Se há um homem que chega até essa altura, de ter a virtude de um serafim, de sentar-se no Céu no trono de um serafim – um dos que, portanto, penetram mais profundamente nos segredos de Deus – esse homem é São José, que teve a glória, perto da qual qualquer outra glória é farelo e zero, de ser esposo de Maria Santíssima. É uma coisa de atordoar!

E, tendo o pátrio poder sobre Aquele que tem o poder sobre tudo, que é o Menino Jesus, como seria o reflexo, na ordem espiritual e na ordem temporal, da presença viva de São José na terra? Os senhores podem imaginar o que seria a edificação numa igreja, na hora em que entrasse um ancião de porte nobre, majestoso, sério, discreto, todo preocupado com coisas superiores, um verdadeiro serafim, que se ajoelha e começa a rezar? O reluzimento!

Os senhores podem imaginar o que seria esse reluzimento, se ele ocupasse um lugar na ordem temporal e exercesse a função com esse brilho? Os senhores podem imaginar o operariado que o visse, como subia? E o artesanato, como iria para o teto, para servir São José?
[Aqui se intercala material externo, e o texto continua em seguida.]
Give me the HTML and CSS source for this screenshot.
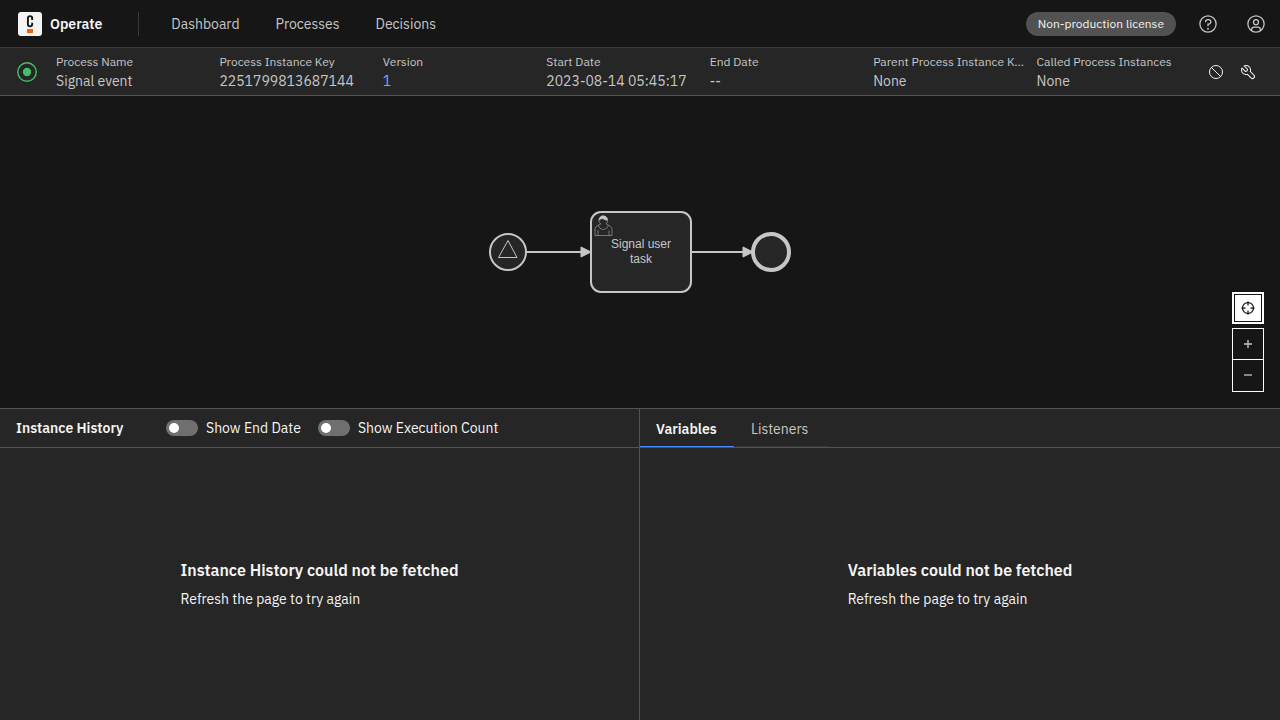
FILE: index.html
```html
<!DOCTYPE html>
<html lang="en">
<head>
<meta charset="utf-8">
<meta name="viewport" content="width=device-width, initial-scale=1">
<title>Operate: Process Instance</title>
<link rel="stylesheet" href="styles.css">
</head>
<body>
<header class="app-header">
  <a class="brand" href="#">
    <svg class="brand-logo" viewBox="0 0 24 24" aria-hidden="true">
      <rect width="24" height="24" rx="3" fill="#f4f4f4"/>
      <path d="M14.200 8V6.500A2.100 2.300 0 0 0 9.900 6.500V12A2.100 2.300 0 0 0 14.200 12V10.800" fill="none" stroke="#161616" stroke-width="1.900"/>
      <rect x="9" y="17" width="6" height="4" fill="#fc5d0d"/>
    </svg>
    Operate
  </a>
  <nav class="main-nav" aria-label="Main">
    <a href="#">Dashboard</a>
    <a href="#">Processes</a>
    <a href="#">Decisions</a>
  </nav>
  <span class="license-tag">Non-production license</span>
  <button class="header-button" type="button" aria-label="Help">
    <svg viewBox="0 0 32 32" width="20" height="20" fill="currentColor"><path d="M16 2a14 14 0 1 0 14 14A14 14 0 0 0 16 2Zm0 26a12 12 0 1 1 12-12 12 12 0 0 1-12 12Z"/><circle cx="16" cy="23.500" r="1.500"/><path d="M17 8h-1.500A4.490 4.490 0 0 0 11 12.490V13h2v-.5a2.500 2.500 0 0 1 2.500-2.500H17a2.500 2.500 0 0 1 0 5h-2v4.500h2V17a4.500 4.500 0 0 0 0-9Z"/></svg>
  </button>
  <button class="header-button" type="button" aria-label="Account">
    <svg viewBox="0 0 32 32" width="20" height="20" fill="currentColor"><path d="M16 8a5 5 0 1 0 5 5 5 5 0 0 0-5-5Zm0 8a3 3 0 1 1 3-3 3 3 0 0 1-3 3Z"/><path d="M16 2a14 14 0 1 0 14 14A14.016 14.016 0 0 0 16 2ZM10 26.377V25a3 3 0 0 1 3-3h6a3 3 0 0 1 3 3v1.377a11.900 11.900 0 0 1-12 0Zm13.993-1.451A5 5 0 0 0 19 20h-6a5 5 0 0 0-4.993 4.926 12 12 0 1 1 15.985 0Z"/></svg>
  </button>
</header>

<section class="instance-header" aria-label="Instance details">
  <svg class="state-icon" viewBox="0 0 22 22" role="img" aria-label="Active"><circle cx="11" cy="11" r="9.250" fill="none" stroke="#42be65" stroke-width="1.400"/><circle cx="11" cy="11" r="4.200" fill="#42be65"/></svg>
  <dl class="details">
    <div><dt>Process Name</dt><dd>Signal event</dd></div>
    <div><dt>Process Instance Key</dt><dd>2251799813687144</dd></div>
    <div><dt>Version</dt><dd><a href="#">1</a></dd></div>
    <div><dt>Start Date</dt><dd>2023-08-14 05:45:17</dd></div>
    <div><dt>End Date</dt><dd>--</dd></div>
    <div><dt>Parent Process Instance Key</dt><dd>None</dd></div>
    <div><dt>Called Process Instances</dt><dd>None</dd></div>
  </dl>
  <div class="operations">
    <button type="button" aria-label="Cancel instance"><svg viewBox="0 0 32 32" width="16" height="16" fill="none" stroke="currentColor" stroke-width="2"><circle cx="16" cy="16" r="13"/><path d="M6.800 6.800 25.200 25.200"/></svg></button>
    <button type="button" aria-label="Modify instance"><svg viewBox="0 0 32 32" width="16" height="16" fill="currentColor"><path d="M12.100 2a9.800 9.800 0 0 0-5.400 1.600l6.400 6.400a2.100 2.100 0 0 1 .2 3 2.100 2.100 0 0 1-3-.2L3.700 6.400A9.840 9.840 0 0 0 2 12.100a10.140 10.140 0 0 0 10.100 10.100 10.900 10.900 0 0 0 2.600-.3l6.700 6.700a5 5 0 0 0 7.100-7.100l-6.700-6.700a10.900 10.900 0 0 0 .3-2.600A10 10 0 0 0 12.100 2Zm8 10.100a7.610 7.610 0 0 1-.3 2.100l-.3 1.100.8.8 6.700 6.700a2.880 2.880 0 0 1 .9 2.100A2.720 2.720 0 0 1 27 27a2.900 2.900 0 0 1-4.200 0l-6.700-6.700-.8-.8-1.100.3a7.610 7.610 0 0 1-2.100.3 8.270 8.270 0 0 1-5.700-2.300A7.630 7.630 0 0 1 4 12.100a8.330 8.330 0 0 1 .3-2.200l4.400 4.400a4.140 4.140 0 0 0 5.900.2 4.140 4.140 0 0 0-.2-5.900L10 4.200a6.450 6.450 0 0 1 2-.3 8.270 8.270 0 0 1 5.700 2.300 8.490 8.490 0 0 1 2.400 5.900Z"/></svg></button>
  </div>
</section>

<main class="workspace">
  <section class="diagram" aria-label="Diagram">
    <svg viewBox="0 0 304 84" width="304" height="84" fill="#262626" stroke="#c6c6c6" stroke-width="2">
      <path d="M38 42H95M204 42H256"/>
      <circle cx="20" cy="42" r="18"/>
      <path d="M20 30.500 29 47.500H10.500Z" stroke-width="1"/>
      <rect x="103" y="2" width="100" height="80" rx="10"/>
      <path d="M93 37 103 42 93 47Z" fill="#c6c6c6" stroke-width="1"/>
      <g transform="translate(118 14)" stroke-width="0.500">
        <path d="M0 0c.909-.845 1.594-2.049 1.594-3.385 0-2.554-1.805-4.622-4.357-4.622s-4.288 2.068-4.288 4.622c0 1.348.974 2.562 1.896 3.405-.529.187-5.669 2.097-5.794 4.756v6.718h17V4.776C6.051 2.478.523.181 0 0zm-8 6v5.500m11 0v-5"/>
        <path d="M2.162 1.009c0 2.447-2.158 4.431-4.821 4.431-2.666 0-4.822-1.981-4.822-4.431"/>
        <path d="M-6.900-3.800s2.251-2.358 4.274-1.177c2.024 1.181 4.221 1.537 4.124.965-.098-.57-.117-3.791-4.191-4.136-3.572 0-4.258 3.137-4.207 4.348z" fill="#c6c6c6"/>
      </g>
      <circle cx="283" cy="42" r="18" stroke-width="4"/>
      <path d="M255 37 265 42 255 47Z" fill="#c6c6c6" stroke-width="1"/>
      <text class="task-label" text-anchor="middle" fill="#c6c6c6" stroke="none"><tspan x="153" y="38">Signal user</tspan><tspan x="153" y="53">task</tspan></text>
    </svg>
    <div class="zoom-controls">
      <button class="reset-zoom" type="button" aria-label="Reset diagram zoom"><svg viewBox="0 0 32 32" width="16" height="16" fill="none" stroke="currentColor"><circle cx="16" cy="16" r="11" stroke-width="2.500"/><path d="M16 3V11M16 21V29M3 16H11M21 16H29" stroke-width="2.500"/></svg></button>
      <div class="zoom-group">
        <button type="button" aria-label="Zoom in diagram"><svg viewBox="0 0 16 16" width="16" height="16" stroke="currentColor" stroke-width="1.300"><path d="M8 4V12M4 8H12"/></svg></button>
        <button type="button" aria-label="Zoom out diagram"><svg viewBox="0 0 16 16" width="16" height="16" stroke="currentColor" stroke-width="1.300"><path d="M4 8H12"/></svg></button>
      </div>
    </div>
  </section>

  <div class="panels">
    <section class="panel">
      <header class="panel-header history-header">
        <h2>Instance History</h2>
        <label class="toggle"><input type="checkbox" role="switch">Show End Date</label>
        <label class="toggle"><input type="checkbox" role="switch">Show Execution Count</label>
      </header>
      <div class="panel-body"><div class="message"><h3>Instance History could not be fetched</h3><p>Refresh the page to try again</p></div></div>
    </section>
    <section class="panel">
      <header class="panel-header" role="tablist">
        <button class="tab tab-selected" type="button" role="tab" aria-selected="true">Variables</button>
        <button class="tab" type="button" role="tab" aria-selected="false">Listeners</button>
      </header>
      <div class="panel-body"><div class="message"><h3>Variables could not be fetched</h3><p>Refresh the page to try again</p></div></div>
    </section>
  </div>
</main>
</body>
</html>
```
FILE: styles.css
```css
* { box-sizing: border-box; }

body {
  margin: 0;
  min-height: 100vh;
  display: flex;
  flex-direction: column;
  background: #161616;
  color: #f4f4f4;
  font: 14px/20px "IBM Plex Sans", Inter, sans-serif;
}

a { color: inherit; text-decoration: none; }
h2, h3, p, dl, dd { margin: 0; }
svg { display: block; }

button {
  display: flex;
  align-items: center;
  justify-content: center;
  padding: 0;
  border: 0;
  background: transparent;
  color: inherit;
  font: inherit;
}

.app-header {
  display: flex;
  align-items: center;
  height: 48px;
  border-bottom: 1px solid #393939;
  color: #c6c6c6;
}

.brand {
  display: flex;
  align-items: center;
  gap: 8px;
  padding: 0 36px 0 18px;
  color: #f4f4f4;
  font-weight: 600;
}

.brand-logo { width: 24px; height: 24px; }

.main-nav {
  display: flex;
  align-items: center;
  gap: 36px;
  height: 24px;
  padding-left: 32px;
  border-left: 1px solid #393939;
}

.license-tag {
  margin-left: auto;
  margin-right: 8px;
  padding: 4px 12px;
  border-radius: 12px;
  background: #525252;
  color: #f4f4f4;
  font-size: 12px;
  line-height: 16px;
}

.header-button { width: 48px; height: 47px; }

.instance-header {
  display: flex;
  align-items: center;
  height: 48px;
  padding: 0 16px;
  border-bottom: 1px solid #525252;
  background: #262626;
  color: #c6c6c6;
}

.state-icon { width: 22px; height: 22px; margin-right: 18px; }

.details {
  flex: 1;
  display: grid;
  grid-template-columns: repeat(7, minmax(0, 1fr));
}

.details dt {
  overflow: hidden;
  padding-right: 12px;
  text-overflow: ellipsis;
  white-space: nowrap;
  font-size: 12px;
  line-height: 18px;
}

.details dd { white-space: nowrap; }
.details a { color: #78a9ff; }
.operations { display: flex; color: #f4f4f4; }
.operations button { width: 32px; height: 32px; }

.workspace {
  flex: 1;
  display: grid;
  grid-template-rows: 1fr 1fr;
}

.diagram {
  position: relative;
  display: flex;
  align-items: center;
  justify-content: center;
}

.task-label { font: 12px "Liberation Sans", sans-serif; }

.zoom-controls {
  position: absolute;
  right: 16px;
  bottom: 16px;
  display: grid;
  gap: 4px;
}

.reset-zoom {
  width: 32px;
  height: 32px;
  border: 2px solid #fff;
  background: #fff;
  color: #161616;
  box-shadow: inset 0 0 0 1px #161616;
}

.zoom-group { border: 1px solid #fff; color: #c6c6c6; }
.zoom-group button { width: 30px; height: 31px; border-bottom: 1px solid #fff; }
.zoom-group button:last-child { border-color: transparent; }

.panels {
  display: grid;
  grid-template-columns: 1fr 1fr;
  border-top: 1px solid #525252;
  background: #262626;
}

.panel { display: flex; flex-direction: column; }
.panel:first-child { border-right: 1px solid #525252; }

.panel-header {
  display: flex;
  height: 39px;
  border-bottom: 1px solid #525252;
}

.history-header { align-items: center; padding-left: 16px; }
.history-header h2 { width: 150px; font-size: 14px; font-weight: 600; }

.toggle { display: flex; align-items: center; gap: 8px; margin-right: 17px; line-height: 18px; }

.toggle input {
  appearance: none;
  display: flex;
  align-items: center;
  width: 32px;
  height: 16px;
  margin: 0;
  padding: 3px;
  border-radius: 8px;
  background: #6f6f6f;
}

.toggle input::before {
  content: "";
  width: 10px;
  height: 10px;
  border-radius: 5px;
  background: #fff;
}

.toggle input:checked { justify-content: flex-end; background: #42be65; }

.tab {
  min-width: 94px;
  padding: 2px 16px 0;
  border-bottom: 1px solid #393939;
  color: #c6c6c6;
  justify-content: flex-start;
}

.tab + .tab { margin-left: 1px; }
.tab-selected { border-color: #4589ff; color: #f4f4f4; font-weight: 600; }

.panel-body {
  flex: 1;
  display: flex;
  align-items: center;
  justify-content: center;
}

.message h3 { margin-bottom: 8px; font-size: 16px; line-height: 22px; font-weight: 600; }
```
Ele próprio, aliás, carpinteiro, e portanto, artesão?

Os senhores aí podem conceber o que seria o esplendor da Civilização Cristã no Reino de Maria. É para isso que o grupo operário deve se preparar. Eu gosto muito da pergunta que eles põem aqui, a respeito da desigualdade. Há um modo de tratar os operários, que é um modo hipócrita, que consiste em disfarçar a desigualdade que existe, para ver se eles aceitam essa desigualdade, se eles a toleram. É uma espécie de mentira recíproca. Eles fingem que não percebem a desigualdade e os que são superiores fingem que não percebem também.

Isso é uma hipocrisia, em que cada parte sabe que a outra está mentindo. E, sobretudo, é um erro de doutrina, como se ambas as partes concordassem que a desigualdade é ilegítima. A desigualdade é um bem; a desigualdade harmônica, proporcionada, é justa, é um bem e devem amá-la os que são inferiores, porque eles são guiados a Deus pelos superiores. E devem amá-la os superiores, porque eles têm a alegria de representar a Deus junto aos inferiores. E portanto, ele deve ser vincada, deve ser marcada. Marcada como entre nós é marcada a superioridade dos sacerdotes.

Se tivéssemos a alegria e a honra de ter um Cardeal entre nós, nós o trataríamos com toda a veneração que se deve às Eminências. Mas com alegria, não é disfarçando. E se ele fosse ter camaradagem conosco e se pôr como qualquer um de nós, ele decairia em nossa consideração imediatamente.